Rosalie Lochner with husband, Erich, and sons, Alex (left) and Henry.

There were struggles, of course, and unforeseen challenges. The group’s public profile triggered a deluge of email threats from angry immigration hardliners. And Lochner’s husband Erich, a marketing executive, was incredibly supportive, but the couple reckoned with how sustainable Lochner’s effort was. Her new role felt all-consuming. She told her group that she needed to step back only to dig in harder. She slept little, and leaned on a family friend for babysitting. Her kids, she says, “were really tolerant. Let’s put it that way.” But she knew that what she was doing was combating unnecessary suffering. When her precocious 4-year-old asked why his mom was always on the phone, she could proudly explain the concept of civic responsibility, and that she was working to help others who need it. “Some people made a mistake,” she told her son. “It’s our job as citizens, and as members of the community, to help these families so that we can make this better.”

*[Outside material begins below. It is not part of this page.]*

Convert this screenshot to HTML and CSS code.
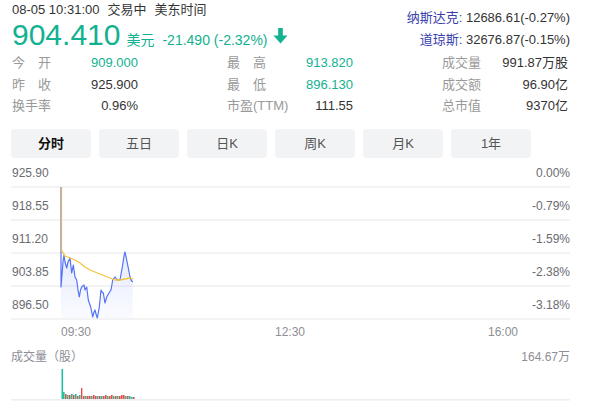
FILE: index.html
```html
<!DOCTYPE html>
<html lang="zh">
<head>
<meta charset="utf-8">
<link rel="stylesheet" href="styles.css">
</head>
<body>
<div class="page">
  <div class="header">
    <div class="quote">
      <div class="time-line"><span>08-05 10:31:00</span><span class="gap">交易中</span><span class="gap">美东时间</span></div>
      <div class="price-line">
        <span class="price">904.410</span>
        <span class="unit">美元</span>
        <span class="change">-21.490 (-2.32%)</span>
        <svg class="arrow" width="15" height="16" viewBox="0 0 15 16"><path d="M5.2 0 H9.8 V7.5 H14.5 L7.5 15.5 L0.5 7.5 H5.2 Z" fill="#12b18f"/></svg>
      </div>
    </div>
    <div class="indices">
      <div><span class="idx-name">纳斯达克:</span> 12686.61(-0.27%)</div>
      <div><span class="idx-name">道琼斯:</span> 32676.87(-0.15%)</div>
    </div>
  </div>

  <div class="stats">
    <div class="stat"><span class="lbl two"><span>今</span><span>开</span></span><span class="val up">909.000</span></div>
    <div class="stat"><span class="lbl two"><span>最</span><span>高</span></span><span class="val up">913.820</span></div>
    <div class="stat"><span class="lbl">成交量</span><span class="val">991.87万股</span></div>
    <div class="stat"><span class="lbl two"><span>昨</span><span>收</span></span><span class="val">925.900</span></div>
    <div class="stat"><span class="lbl two"><span>最</span><span>低</span></span><span class="val up">896.130</span></div>
    <div class="stat"><span class="lbl">成交额</span><span class="val">96.90亿</span></div>
    <div class="stat"><span class="lbl">换手率</span><span class="val">0.96%</span></div>
    <div class="stat"><span class="lbl">市盈(TTM)</span><span class="val">111.55</span></div>
    <div class="stat"><span class="lbl">总市值</span><span class="val">9370亿</span></div>
  </div>

  <div class="tabs">
    <div class="tab active">分时</div>
    <div class="tab">五日</div>
    <div class="tab">日K</div>
    <div class="tab">周K</div>
    <div class="tab">月K</div>
    <div class="tab">1年</div>
  </div>

  <div class="chart">
    <div class="axis-row first"><span>925.90</span><span>0.00%</span></div>
    <div class="axis-row"><span>918.55</span><span>-0.79%</span></div>
    <div class="axis-row"><span>911.20</span><span>-1.59%</span></div>
    <div class="axis-row"><span>903.85</span><span>-2.38%</span></div>
    <div class="axis-row"><span>896.50</span><span>-3.18%</span></div>
    <svg class="plot" width="589" height="170" viewBox="0 160 589 170">
      <defs>
        <linearGradient id="fillg" x1="0" y1="0" x2="0" y2="1">
          <stop offset="0" stop-color="#5b7cf5" stop-opacity="0.16"/>
          <stop offset="1" stop-color="#5b7cf5" stop-opacity="0.03"/>
        </linearGradient>
      </defs>
      <polygon fill="url(#fillg)" points="61,250 61,287 63,262 64,255 65,262 66.7,268 68,262 70,258 71.7,273 73.3,265 75,277 76.7,280 78,290 79.3,297 80.5,290 81.7,287 84,285 85,290 86.7,287 88.3,300 90.7,307 92.7,317 94,312 95,310 96,314 97.3,318 99.3,307 101,290 102,292 103.3,293 105,303 106.7,297 109,293 111,290 112.7,280 115,277 117.3,280 120,280 122.3,267 124,256 125,252 126.7,260 128.3,268 130,277 131,280 132.7,282 132.7,318 61,318"/>
      <polyline fill="none" stroke="#5573f2" stroke-width="1.2" stroke-linejoin="round" points="61,187 61,250 61,287 63,262 64,255 65,262 66.7,268 68,262 70,258 71.7,273 73.3,265 75,277 76.7,280 78,290 79.3,297 80.5,290 81.7,287 84,285 85,290 86.7,287 88.3,300 90.7,307 92.7,317 94,312 95,310 96,314 97.3,318 99.3,307 101,290 102,292 103.3,293 105,303 106.7,297 109,293 111,290 112.7,280 115,277 117.3,280 120,280 122.3,267 124,256 125,252 126.7,260 128.3,268 130,277 131,280 132.7,282"/>
      <polyline fill="none" stroke="#f5c33b" stroke-width="1.3" stroke-linejoin="round" points="61,250 62,251 65,256 70,258 75,260 80,263 85,267 90,270 95,272 100,274 105,276 110,278 115,280 120,280 125,279 130,278 133,279"/>
      <line x1="61.3" y1="187" x2="61.3" y2="250" stroke="#d6b77c" stroke-width="1.6"/>
    </svg>
  </div>

  <div class="time-axis"><span class="t1">09:30</span><span class="t2">12:30</span><span>16:00</span></div>

  <div class="vol-head"><span>成交量（股）</span><span>164.67万</span></div>
  <svg class="vol" width="589" height="37" viewBox="0 365 589 37">
    <rect x="61.5" y="370" width="1.6" height="30" fill="#1fc29c"/>
    <g fill="#1fc29c">
      <rect x="63" y="393" width="1.6" height="7"/>
      <rect x="67" y="396" width="1.6" height="4"/>
      <rect x="71" y="395" width="1.6" height="5"/>
      <rect x="75" y="395" width="1.6" height="5"/>
      <rect x="79" y="396" width="1.6" height="4"/>
      <rect x="85" y="397" width="1.6" height="3"/>
      <rect x="91" y="397" width="1.6" height="3"/>
      <rect x="97" y="397" width="1.6" height="3"/>
      <rect x="101" y="397" width="1.6" height="3"/>
      <rect x="107" y="397" width="1.6" height="3"/>
      <rect x="113" y="397" width="1.6" height="3"/>
      <rect x="117" y="397" width="1.6" height="3"/>
      <rect x="125" y="397" width="1.6" height="3"/>
      <rect x="129" y="397" width="1.6" height="3"/>
      <rect x="131" y="398" width="1.6" height="2"/>
    </g>
    <g fill="#f04b4b">
      <rect x="65" y="395" width="1.6" height="5"/>
      <rect x="69" y="396" width="1.6" height="4"/>
      <rect x="73" y="396" width="1.6" height="4"/>
      <rect x="77" y="397" width="1.6" height="3"/>
      <rect x="81" y="389" width="1.4" height="11"/>
      <rect x="83" y="397" width="1.6" height="3"/>
      <rect x="87" y="397" width="1.6" height="3"/>
      <rect x="89" y="397" width="1.6" height="3"/>
      <rect x="93" y="396" width="1.6" height="4"/>
      <rect x="95" y="397" width="1.6" height="3"/>
      <rect x="99" y="397" width="1.6" height="3"/>
      <rect x="103" y="397" width="1.6" height="3"/>
      <rect x="105" y="396" width="1.6" height="4"/>
      <rect x="109" y="397" width="1.6" height="3"/>
      <rect x="111" y="396" width="1.6" height="4"/>
      <rect x="115" y="397" width="1.6" height="3"/>
      <rect x="119" y="397" width="1.6" height="3"/>
      <rect x="121" y="396" width="1.6" height="4"/>
      <rect x="123" y="396" width="1.6" height="4"/>
      <rect x="127" y="397" width="1.6" height="3"/>
      <rect x="133" y="398" width="1.6" height="2"/>
    </g>
    <rect x="11" y="400" width="559" height="1.5" fill="#eeeeee"/>
  </svg>
</div>
</body>
</html>
```

FILE: styles.css
```css
html, body {
  margin: 0;
  padding: 0;
  background: #ffffff;
}
body {
  font-family: "Liberation Sans", Arial, "Noto Sans CJK SC", sans-serif;
  color: #333333;
  width: 589px;
  height: 406px;
  overflow: hidden;
}
.page {
  padding: 0 19px 0 11px;
}
.header {
  display: flex;
  justify-content: space-between;
  align-items: flex-start;
}
.quote {
  padding-left: 1px;
}
.time-line {
  font-size: 13px;
  line-height: 18px;
  padding-top: 1px;
  color: #333;
}
.time-line .gap {
  margin-left: 8px;
}
.price-line {
  display: flex;
  align-items: baseline;
  color: #12b18f;
  height: 32px;
}
.price {
  font-size: 30px;
  line-height: 32px;
}
.unit {
  font-size: 14px;
  margin-left: 6px;
}
.change {
  font-size: 14px;
  margin-left: 8px;
}
.arrow {
  margin-left: 5px;
  align-self: center;
  position: relative;
  top: 1px;
}
.indices {
  margin-top: 7px;
  font-size: 13px;
  line-height: 22px;
  text-align: right;
  color: #333;
}
.idx-name {
  color: #3a3fae;
}
.stats {
  display: grid;
  grid-template-columns: 126px 126px 126px;
  column-gap: 89px;
  padding-left: 1px;
  font-size: 13px;
  line-height: 21.5px;
  margin-top: 1px;
}
.stat {
  display: flex;
  justify-content: space-between;
}
.lbl {
  color: #999999;
}
.lbl.two {
  display: flex;
  justify-content: space-between;
  width: 39px;
}
.val {
  color: #333333;
}
.val.up {
  color: #12b18f;
}
.tabs {
  display: flex;
  gap: 8px;
  margin-top: 12px;
}
.tab {
  width: 80px;
  height: 29px;
  line-height: 29px;
  text-align: center;
  background: #f2f3f5;
  border-radius: 4px;
  font-size: 13px;
  color: #555555;
}
.tab.active {
  color: #111111;
  font-weight: bold;
}
.chart {
  position: relative;
  margin-top: 2px;
}
.axis-row {
  display: flex;
  justify-content: space-between;
  align-items: flex-end;
  height: 33px;
  box-sizing: border-box;
  padding: 0 0 6px 1px;
  border-bottom: 2px solid #f3f3f4;
  font-size: 12px;
  line-height: 14px;
  color: #6b6b70;
}
.axis-row.first {
  height: 28px;
}
.plot {
  position: absolute;
  left: -11px;
  top: 0;
}
.time-axis {
  display: flex;
  padding-left: 50px;
  margin-top: 5px;
  font-size: 12px;
  line-height: 14px;
  color: #8e8e96;
}
.time-axis .t1 {
  width: 214px;
}
.time-axis .t2 {
  width: 213px;
}
.vol-head {
  display: flex;
  justify-content: space-between;
  margin-top: 11px;
  font-size: 12px;
  line-height: 14px;
  color: #8e8e96;
}
.vol {
  display: block;
  margin-left: -11px;
}
```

By summer, the group found its rhythm. Caving to political backlash, President Trump signed an executive order in late June effectively halting the separation policy. While hundreds of parents and children still remained apart, the initial urgency had waned. After helping families reunite, the group had moved on to helping them establish better lives: volunteers enrolled kids in area schools, and collaborated with community organizations for long-term support. Most remarkably for Lochner, though, was that somehow, every request the group put out had been answered. Lochner, though devastated at her country’s actions, had discovered new faith in its citizens. “Almost everybody is a lot better than we think, on all sides,” she says. “When you make a human call, people hear that.”